DIRECTIONS
How many of these lines hold the string "this"? Answer with the number only.

PROVIDED ENTRIES

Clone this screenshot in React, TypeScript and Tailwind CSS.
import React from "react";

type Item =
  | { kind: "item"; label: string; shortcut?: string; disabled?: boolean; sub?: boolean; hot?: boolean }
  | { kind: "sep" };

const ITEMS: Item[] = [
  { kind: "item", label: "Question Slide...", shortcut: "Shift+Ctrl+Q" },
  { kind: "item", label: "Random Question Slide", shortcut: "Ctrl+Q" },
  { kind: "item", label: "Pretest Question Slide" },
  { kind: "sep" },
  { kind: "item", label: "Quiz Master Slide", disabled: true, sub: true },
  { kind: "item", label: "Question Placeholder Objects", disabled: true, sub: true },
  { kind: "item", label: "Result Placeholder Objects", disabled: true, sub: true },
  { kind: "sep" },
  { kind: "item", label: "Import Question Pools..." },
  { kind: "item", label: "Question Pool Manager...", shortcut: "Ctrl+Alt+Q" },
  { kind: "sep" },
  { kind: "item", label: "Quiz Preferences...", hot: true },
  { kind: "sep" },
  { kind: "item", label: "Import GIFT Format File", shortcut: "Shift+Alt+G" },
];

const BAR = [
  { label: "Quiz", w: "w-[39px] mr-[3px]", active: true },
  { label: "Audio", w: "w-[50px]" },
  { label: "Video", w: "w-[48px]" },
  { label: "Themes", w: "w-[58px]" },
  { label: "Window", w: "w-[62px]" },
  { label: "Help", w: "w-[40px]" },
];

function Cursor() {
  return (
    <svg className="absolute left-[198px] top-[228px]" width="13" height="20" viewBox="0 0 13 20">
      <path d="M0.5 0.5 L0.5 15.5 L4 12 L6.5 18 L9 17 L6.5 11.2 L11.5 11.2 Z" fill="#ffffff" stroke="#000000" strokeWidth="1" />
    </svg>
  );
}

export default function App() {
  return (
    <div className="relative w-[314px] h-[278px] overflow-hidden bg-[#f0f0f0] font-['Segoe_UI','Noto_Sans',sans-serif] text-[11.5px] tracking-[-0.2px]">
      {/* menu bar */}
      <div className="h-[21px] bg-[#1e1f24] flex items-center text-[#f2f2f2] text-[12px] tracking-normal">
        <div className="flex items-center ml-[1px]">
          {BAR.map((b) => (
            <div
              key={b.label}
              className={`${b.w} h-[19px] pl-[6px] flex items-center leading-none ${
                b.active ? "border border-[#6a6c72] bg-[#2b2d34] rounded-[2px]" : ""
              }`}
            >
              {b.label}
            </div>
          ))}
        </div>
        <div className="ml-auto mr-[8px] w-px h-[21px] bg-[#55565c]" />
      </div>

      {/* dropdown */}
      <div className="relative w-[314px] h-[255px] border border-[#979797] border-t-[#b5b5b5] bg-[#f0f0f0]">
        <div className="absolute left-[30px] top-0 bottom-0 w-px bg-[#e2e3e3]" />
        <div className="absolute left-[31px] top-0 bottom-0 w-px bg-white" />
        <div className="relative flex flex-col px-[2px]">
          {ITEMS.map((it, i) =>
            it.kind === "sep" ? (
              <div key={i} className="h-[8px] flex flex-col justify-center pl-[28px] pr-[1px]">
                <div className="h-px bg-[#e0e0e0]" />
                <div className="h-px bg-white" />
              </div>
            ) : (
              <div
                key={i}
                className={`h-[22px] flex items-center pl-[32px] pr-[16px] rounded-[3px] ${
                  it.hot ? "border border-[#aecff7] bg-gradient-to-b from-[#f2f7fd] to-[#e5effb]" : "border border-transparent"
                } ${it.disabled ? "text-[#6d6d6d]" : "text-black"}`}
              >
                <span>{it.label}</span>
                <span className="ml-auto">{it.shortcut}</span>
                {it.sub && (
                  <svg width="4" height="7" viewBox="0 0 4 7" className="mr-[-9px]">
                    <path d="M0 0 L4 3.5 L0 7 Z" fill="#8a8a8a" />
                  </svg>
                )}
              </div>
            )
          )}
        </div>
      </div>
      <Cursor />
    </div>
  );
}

==

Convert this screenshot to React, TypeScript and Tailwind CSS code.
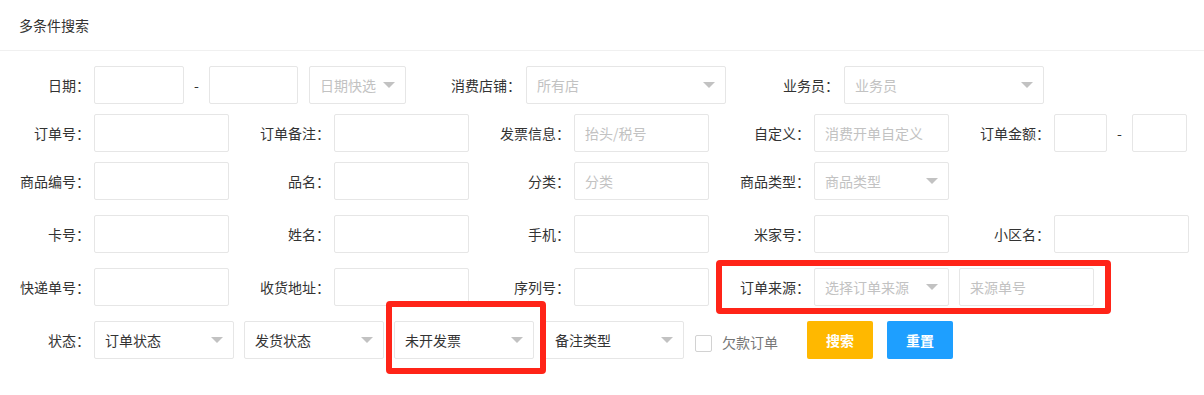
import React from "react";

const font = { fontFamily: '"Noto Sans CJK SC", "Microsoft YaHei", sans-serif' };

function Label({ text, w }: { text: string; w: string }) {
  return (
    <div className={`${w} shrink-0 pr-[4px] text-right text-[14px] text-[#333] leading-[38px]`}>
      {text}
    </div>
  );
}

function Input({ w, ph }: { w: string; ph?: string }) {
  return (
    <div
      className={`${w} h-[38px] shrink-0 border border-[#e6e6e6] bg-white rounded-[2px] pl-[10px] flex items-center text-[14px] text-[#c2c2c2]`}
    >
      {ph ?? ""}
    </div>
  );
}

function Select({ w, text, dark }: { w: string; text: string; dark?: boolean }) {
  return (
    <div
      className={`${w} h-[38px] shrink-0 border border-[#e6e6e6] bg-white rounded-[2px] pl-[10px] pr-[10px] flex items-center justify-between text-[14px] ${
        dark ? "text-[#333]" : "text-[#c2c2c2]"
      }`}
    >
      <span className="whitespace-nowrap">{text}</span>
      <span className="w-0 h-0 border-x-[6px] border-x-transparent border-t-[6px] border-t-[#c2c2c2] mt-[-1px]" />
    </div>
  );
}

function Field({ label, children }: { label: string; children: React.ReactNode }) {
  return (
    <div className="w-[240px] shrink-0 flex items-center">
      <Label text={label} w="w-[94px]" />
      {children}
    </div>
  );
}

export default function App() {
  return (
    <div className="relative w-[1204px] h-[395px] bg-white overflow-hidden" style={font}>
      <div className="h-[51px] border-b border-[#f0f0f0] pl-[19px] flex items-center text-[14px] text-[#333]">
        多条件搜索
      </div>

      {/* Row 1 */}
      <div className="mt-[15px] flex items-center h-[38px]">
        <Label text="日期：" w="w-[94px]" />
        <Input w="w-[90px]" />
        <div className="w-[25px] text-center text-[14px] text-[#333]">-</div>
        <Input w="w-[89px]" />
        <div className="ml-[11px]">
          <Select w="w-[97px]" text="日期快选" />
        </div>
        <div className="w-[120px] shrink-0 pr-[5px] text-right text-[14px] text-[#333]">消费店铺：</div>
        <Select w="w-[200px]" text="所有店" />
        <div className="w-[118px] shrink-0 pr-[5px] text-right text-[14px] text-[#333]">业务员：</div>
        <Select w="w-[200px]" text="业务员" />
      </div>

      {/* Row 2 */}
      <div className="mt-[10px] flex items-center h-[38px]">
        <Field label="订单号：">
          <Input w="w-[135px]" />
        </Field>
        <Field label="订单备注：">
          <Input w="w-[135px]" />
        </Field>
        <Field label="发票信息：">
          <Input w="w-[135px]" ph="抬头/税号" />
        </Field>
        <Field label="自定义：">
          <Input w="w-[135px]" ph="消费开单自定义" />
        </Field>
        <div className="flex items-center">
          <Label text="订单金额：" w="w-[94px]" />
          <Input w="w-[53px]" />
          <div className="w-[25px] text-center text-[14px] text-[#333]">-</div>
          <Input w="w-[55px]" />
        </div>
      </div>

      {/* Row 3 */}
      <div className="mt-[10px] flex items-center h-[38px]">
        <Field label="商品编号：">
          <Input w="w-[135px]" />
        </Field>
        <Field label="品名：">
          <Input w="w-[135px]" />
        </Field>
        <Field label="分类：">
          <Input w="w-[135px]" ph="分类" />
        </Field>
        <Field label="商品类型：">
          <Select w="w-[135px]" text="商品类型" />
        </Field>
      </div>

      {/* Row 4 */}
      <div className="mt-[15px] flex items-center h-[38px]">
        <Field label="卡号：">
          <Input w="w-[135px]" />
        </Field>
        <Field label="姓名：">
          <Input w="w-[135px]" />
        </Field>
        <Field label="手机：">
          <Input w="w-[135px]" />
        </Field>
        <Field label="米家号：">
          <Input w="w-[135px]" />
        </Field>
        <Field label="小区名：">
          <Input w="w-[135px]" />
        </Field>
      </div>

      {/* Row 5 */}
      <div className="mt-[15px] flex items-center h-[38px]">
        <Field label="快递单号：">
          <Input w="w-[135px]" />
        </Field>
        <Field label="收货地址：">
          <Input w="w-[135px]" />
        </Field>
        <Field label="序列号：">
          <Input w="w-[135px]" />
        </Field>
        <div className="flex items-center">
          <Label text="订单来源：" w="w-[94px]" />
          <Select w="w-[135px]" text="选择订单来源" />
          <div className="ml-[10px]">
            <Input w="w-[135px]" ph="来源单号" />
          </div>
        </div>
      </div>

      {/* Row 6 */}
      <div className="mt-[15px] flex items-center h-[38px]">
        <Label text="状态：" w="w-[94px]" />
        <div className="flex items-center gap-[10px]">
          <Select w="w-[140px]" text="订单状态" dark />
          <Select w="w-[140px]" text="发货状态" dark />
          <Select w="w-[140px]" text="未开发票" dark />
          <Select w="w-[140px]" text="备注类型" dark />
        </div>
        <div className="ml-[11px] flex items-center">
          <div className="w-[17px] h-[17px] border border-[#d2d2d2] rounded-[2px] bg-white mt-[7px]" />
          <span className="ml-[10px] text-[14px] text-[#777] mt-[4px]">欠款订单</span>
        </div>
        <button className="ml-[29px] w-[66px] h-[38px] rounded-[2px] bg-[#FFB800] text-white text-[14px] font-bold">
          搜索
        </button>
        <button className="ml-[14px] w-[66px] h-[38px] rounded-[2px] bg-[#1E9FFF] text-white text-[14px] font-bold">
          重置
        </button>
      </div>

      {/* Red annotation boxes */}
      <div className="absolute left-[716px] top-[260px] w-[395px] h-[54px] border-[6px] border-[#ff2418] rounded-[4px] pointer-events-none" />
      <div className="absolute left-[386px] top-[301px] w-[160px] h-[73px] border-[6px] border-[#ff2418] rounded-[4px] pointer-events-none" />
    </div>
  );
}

PROBLEM SOLUTION
2